In “Snow White and Red Rose,” a mean dwarf gets his comeuppance, beautiful twin sisters with drastically different personalities and physical appearances get their princes at the end, and their mother—a woman who was abandoned by her lover and shunned by society for having a one night stand and having babies out of wedlock—witnesses her children happiness and live happily with them. Moreover, when you treat your offspring and other people kindly, you will be rewarded. The girls learn about kindness from their loving mother. Thus, “Their mother brought cuttings of both rosebushes with her when her family moved up into the grand old manor house. She planted them in lovely oriental pots and tended them as carefully as she had her daughters.”

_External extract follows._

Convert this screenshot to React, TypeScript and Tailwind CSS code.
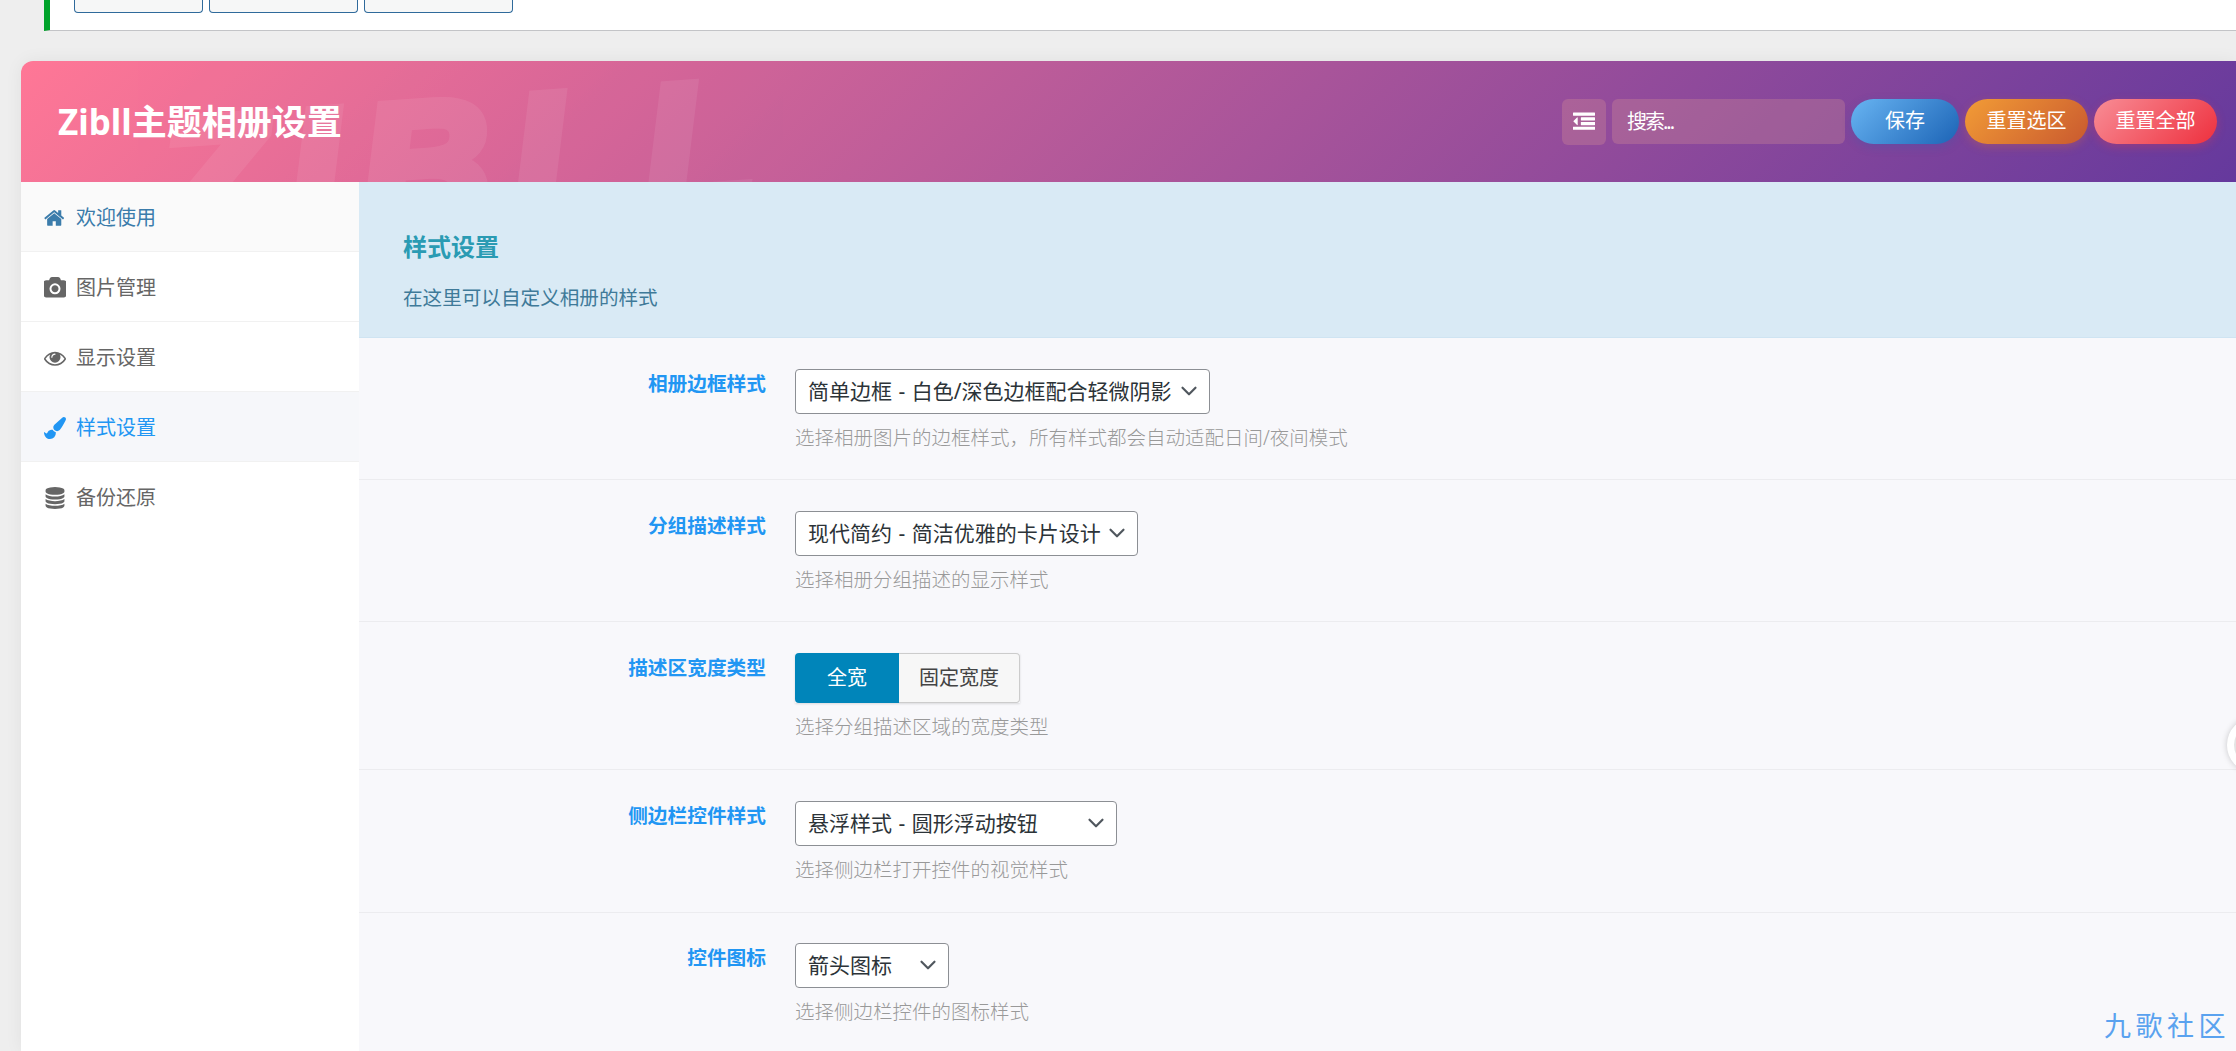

Meanwhile, in “Quiet Cove,” a young woman finds out that, in the real world, she would never find the perfect man who loves her unconditionally and attends to her every need. She has only but one night to decide if she should stay in this hidden enchanted forest or go back to the real world. Which place must she choose? Will she make the wise choice?
These are just a few samples of the collection from “Fantasy from the Rock.” It’s like listening to the masters telling stories by the campfire. It’s magical, entertaining, and didactic. I received an advance copy for review.